At the Atlanta Games in 1996, he points out, Britain won only one gold medal; it won 29 gold this Olympics. The secret, Mr Jaitley feels, was in Britain selecting the right disciplines and events to complete.

"Sports," he says, "is like manufacturing. One company cannot make everything, so you have to choose what you are good at. Britain decided to focus only on some events -- cycling, rowing, sailing, equestrian, which they have done well in. We should also focus on some sports -- wrestling, shooting, boxing, badminton... -- which should help us take off at the Olympics."


One of the pleasures at a Presidential At Home is meeting folks you have not seen in some time -- Venu Rajamony, the erudite and fine diplomat who is currently the President's press secretary; Indian Express Editor-in-Chief Shekhar Gupta, arguably India's finest columnist; United States Ambassador Nancy Powell, dressed in a natty salwar-kurta; Major General Ashok Mehta, a key commander of the Indian Army's Sri Lankan campaign in the late 1980s and now one of television's most perceptive talking heads; R Rajagopal, possibly the best-informed political reporter in the capital...


The Independence Day weekend finds one in an underground bunker somewhere in the northern sector. Jammu's newspapers are full of reports of Pakistani shelling on villages in the area, of villagers fleeing in panic, but in the army mess full of some of the military's best and brightest colonels, there is almost a disdain for the "Enemy"'s intentions.

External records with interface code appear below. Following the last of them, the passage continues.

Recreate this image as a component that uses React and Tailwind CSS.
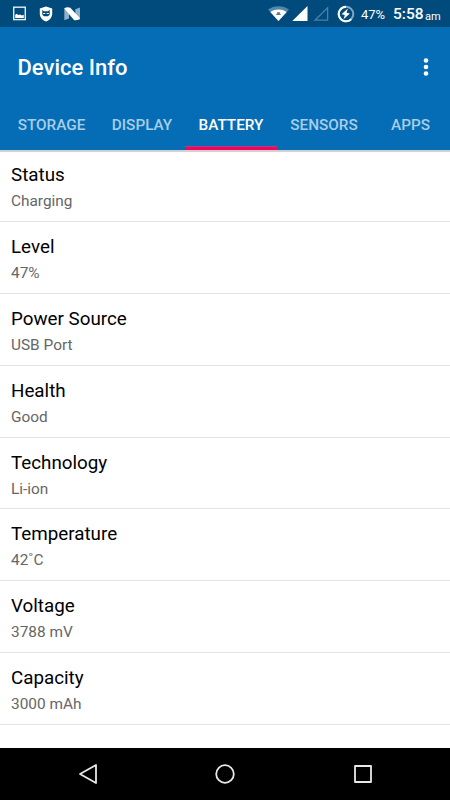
import React, { useState } from 'react';

const tabs = [
  { name: 'STORAGE', width: 'w-[95px]' },
  { name: 'DISPLAY', width: 'w-[86px]' },
  { name: 'BATTERY', width: 'w-[92px]' },
  { name: 'SENSORS', width: 'w-[94px]' },
  { name: 'APPS', width: 'w-[79px]' },
];

const batteryInfo = [
  { title: 'Status', value: 'Charging' },
  { title: 'Level', value: '47%' },
  { title: 'Power Source', value: 'USB Port' },
  { title: 'Health', value: 'Good' },
  { title: 'Technology', value: 'Li-ion' },
  { title: 'Temperature', value: '42˚C' },
  { title: 'Voltage', value: '3788 mV' },
  { title: 'Capacity', value: '3000 mAh' },
];

const StatusBar = () => (
  <div className="h-[27px] shrink-0 bg-[#014b7c] flex items-center justify-between pl-[13px] pr-[9px] text-white">
    <div className="flex items-center">
      <svg width="13" height="15" viewBox="0 0 13 15" fill="none">
        <rect x="0.7" y="1.2" width="11.600" height="12.400" stroke="#e6eef4" strokeWidth="1.4" />
        <path d="M2.200 12V8.800l1.500-1 1.500 1.200L7 8.400l2 1 1.800-.6V12z" fill="#fff" />
      </svg>
      <svg className="ml-[13px]" width="14" height="16" viewBox="0 0 14 16">
        <path d="M7 .6l6.200 2v5c0 3.800-2.500 6.700-6.200 8-3.700-1.300-6.200-4.200-6.200-8v-5z" fill="#fff" />
        <path d="M3.300 3.800l1.700 1.400h4l1.700-1.400v4.900L9 10.300H5L3.300 8.700z" fill="#014b7c" />
        <path d="M4.200 7h2.100v1H4.200zM7.700 7h2.100v1H7.700z" fill="#fff" />
      </svg>
      <svg className="ml-[11px]" width="17" height="14" viewBox="0 0 17 14">
        <path d="M.3 1.200L5 .8v10.700L.3 13.300z" fill="#8fb0c8" />
        <path d="M11.300 2.200L16 .4v12l-4.700.9z" fill="#8fb0c8" />
        <path d="M.3 1.500Q2.800-.6 6.300.8L16 11.300q-2.300 2.700-6 1.800z" fill="#fff" />
      </svg>
    </div>
    <div className="flex items-center">
      <svg width="21" height="15" viewBox="0 0 21 15">
        <path d="M0 3.500C6-1 15-1 21 3.500L10.500 15z" fill="#5388aa" />
        <path d="M2.300 6C7 2.700 14 2.700 18.700 6l-8.200 9z" fill="#fff" />
        <path d="M8.300 9V7.700h.8V6.200h2.800v1.500h.8V9z" fill="#6e7478" />
      </svg>
      <svg className="ml-[3px]" width="16" height="15" viewBox="0 0 16 15">
        <path d="M15.500 0v15H.3z" fill="#fff" />
      </svg>
      <svg className="ml-[5px]" width="16" height="15" viewBox="0 0 16 15">
        <path d="M14.600 1.700v12.500H2z" fill="none" stroke="#4682a8" strokeWidth="1.3" />
      </svg>
      <svg className="ml-2" width="18" height="18" viewBox="0 0 18 18">
        <circle cx="9" cy="9" r="7.300" fill="none" stroke="#7fa7c2" strokeWidth="2" />
        <path d="M9 1.700a7.300 7.300 0 1 0 5.200 12.500" fill="none" stroke="#fff" strokeWidth="2" />
        <path d="M10.800 3.600L4.600 9.300l3.200.7-1.200 4.200 6.300-5.700-3.300-.7z" fill="#fff" />
      </svg>
      <span className="ml-1.5 w-[25px] mt-[2px] text-[13px] leading-none">47%</span>
      <span className="ml-[7px] w-[31px] mt-[2px] text-[15.500px] leading-none font-medium">5:58</span>
      <span className="ml-px w-[16px] mt-[5px] text-[11px] leading-none">am</span>
    </div>
  </div>
);

const App = () => {
  const [active, setActive] = useState('BATTERY');

  return (
    <div className="w-[450px] h-[800px] flex flex-col overflow-hidden bg-white font-[Roboto,sans-serif]">
      <StatusBar />

      <header className="h-[123px] shrink-0 flex flex-col bg-[#046db5] text-white">
        <div className="h-[73px] pt-[8px] pl-[17.500px] pr-[20px] flex items-center justify-between">
          <h1 className="text-[22px] font-medium">Device Info</h1>
          <svg className="-mt-px" width="8" height="20" viewBox="0 0 8 20" fill="#fff">
            <circle cx="4" cy="3.500" r="2.300" />
            <circle cx="4" cy="10" r="2.300" />
            <circle cx="4" cy="16.500" r="2.300" />
          </svg>
        </div>
        <nav className="flex-1 flex pl-1">
          {tabs.map((tab) => (
            <button
              key={tab.name}
              type="button"
              onClick={() => setActive(tab.name)}
              className={`${tab.width} shrink-0 border-b-3 pt-[4px] text-[15.300px] font-medium ${
                active === tab.name
                  ? 'border-[#f9005a] text-white shadow-[inset_0_-1px_0_#a3438c]'
                  : 'border-transparent text-[#a9cde7]'
              }`}
            >
              {tab.name}
            </button>
          ))}
        </nav>
      </header>

      <main className="flex-1 bg-white shadow-[inset_0_3px_1px_-1px_#cfcfcf]">
        {batteryInfo.map((item) => (
          <div key={item.title} className="h-[71.900px] pl-[11px] pt-[12px] border-b border-[#e3e3e3]">
            <div className="text-[18.800px] leading-[26px] text-black">{item.title}</div>
            <div className="text-[15.400px] leading-[26px] text-[#666]">{item.value}</div>
          </div>
        ))}
      </main>

      <footer className="h-[52px] shrink-0 bg-black flex items-center justify-between pl-[78px] pr-[77px]">
        <svg width="20" height="22" viewBox="0 0 20 22" fill="none" stroke="#e8e8e8" strokeWidth="1.8" strokeLinejoin="round">
          <path d="M18 2v18L2 11z" />
        </svg>
        <svg className="-ml-px" width="22" height="22" viewBox="0 0 22 22" fill="none" stroke="#e8e8e8" strokeWidth="1.8">
          <circle cx="11" cy="11" r="8.800" />
        </svg>
        <svg width="20" height="20" viewBox="0 0 20 20" fill="none" stroke="#e8e8e8" strokeWidth="1.8" strokeLinejoin="round">
          <rect x="2" y="2" width="16" height="16" />
        </svg>
      </footer>
    </div>
  );
};

export default App;
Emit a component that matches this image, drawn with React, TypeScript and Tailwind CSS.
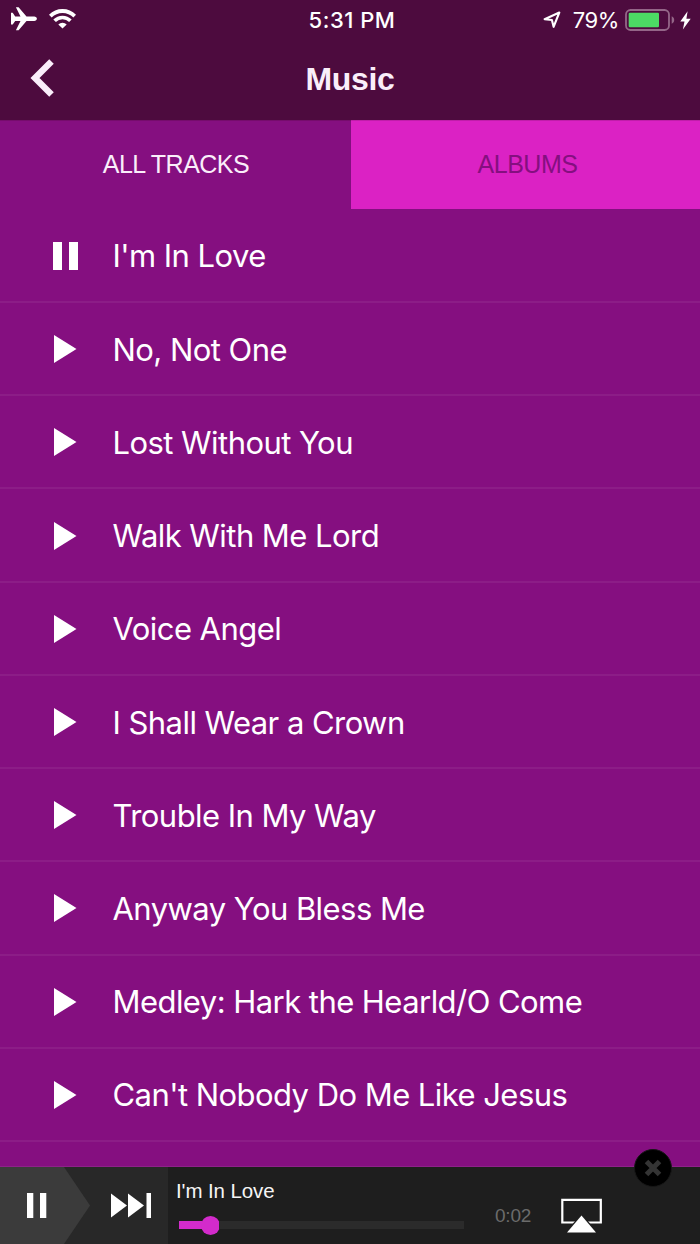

Nothing is specified, but the view is that the "Enemy"'s recent firepower is an attempt to push in terrorists, a job made that much more difficult by the awesome soldiers who patrol the Line of Control and the electrified fence at the LoC.

No one mentions the P word here. It is always the "Enemy".


High up on a hill somewhere in the northern sector, a small group of Indian soldiers keep vigil on the "Enemy". The officer in charge of the post is a young captain, a year out of the NDA. His father works in a bank near Delhi. Along with him is another young captain, two years in the Indian Army, a native of Dharamsala.

Both fine men in their early twenties symbolise the gung-ho spirit that officers like Saurabh Kalia, Manoj Kumar Pandey and Vikram Batra had when they made the ultimate sacrifice to ensure India won the Kargil war.

Also at the post are a group of battle-hardened NCOs, men who have made defending the nation's borders their life's mission. One is delighted to know that the subedar major, a veteran of 27 years in the Indian Army, has a son who will join TCS next month as an engineer.

As officers and men tirelessly scan the horizon for any untoward movement by the "Enemy" -- these soldiers, one very senior officer tells me, can never let down their guard 24x7x365 -- one leaves the post with a spring in one's step and almost a song in one's heart, delighted that India's borders are secure in such enthusiastic and capable hands.